CS: Oh you did 1 AND 2?

Ray: Yeah, we did back to back. Those episodes go right next to each other, Joel  calls them “The Dark Night of the Soul.” He goes, “That’s when the movies take a real dive, man.”

CS: Well, it was funny because Baron mentioned “Carnival Magic” and “The Wizards of the Lost Kingdom” as a particularly bad ones too. After talking to him I went to IMDb and looked up “Carnival Magic” and “Wizards of the Lost Kingdom” and “Cry Wilderness” and they all have only like six reviews. Soon they will have hundreds of reviews. But “MST3K” made me fall in love with obscure trash genre cinema. Do you feel like the show kind of revives a lot of these movies and gives them a new life?

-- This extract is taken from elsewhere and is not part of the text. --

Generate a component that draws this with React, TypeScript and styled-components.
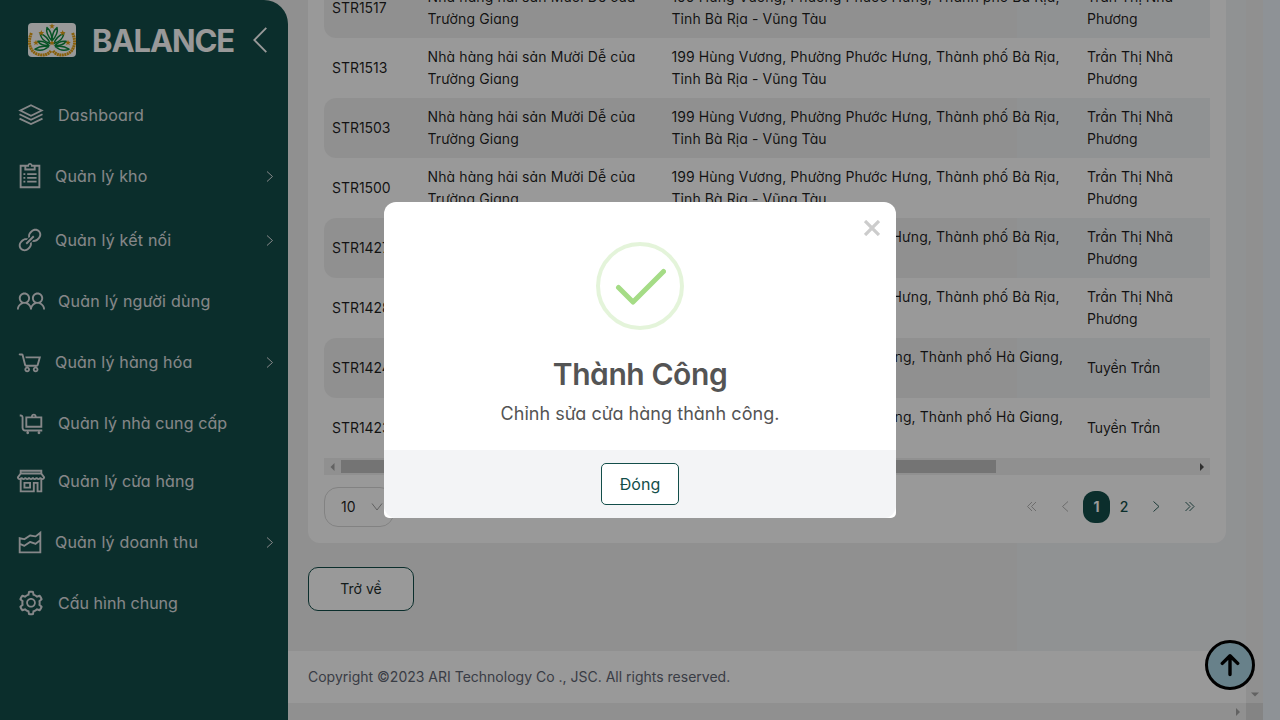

Ray: Well, “Manos” for sure. I mean, people are trying to make a “Manos” sequel right now. I mean, more power to them. I find it to be ill-advised. So I don’t know if any of these movies—they get a second life through the show. The only movie I saw through “Mystery Science Theater” that I wanted to go back and watch on its own was “This Island Earth,” the one they did for the movie, because I was like, “Wait, this movie doesn’t make sense.” Then, remembering that they edited stuff out, I was like, “Oh now I want to go back and see what they edited out to make the running time shorter.” But like, as cool as I think “Diabolik” looks as a movie, I’m never going to go, “Now I’m going to watch this without the fun.” Because if I found those movies on my own I’d dig it, because getting into the show also coincided with me finding out about Ed Wood movies and watching them. And then when the Tim Burton “Ed Wood” movie came out it became my favorite movie. It was very much all coincided with my growing love of genre movies, and even still to this day, every year I go to Austin for Fantastic Fest, which is the Alamo Drafthouse’s genre film festival that has all these crazy obscure movies, which is just fantastic. And being able to go to Cine Family in Los Angeles and the New Bev and all the stuff those types of theaters are doing. It’s still like, a love affair to go and see these kind of obscure, forgotten movies. Not bad movies, just forgotten.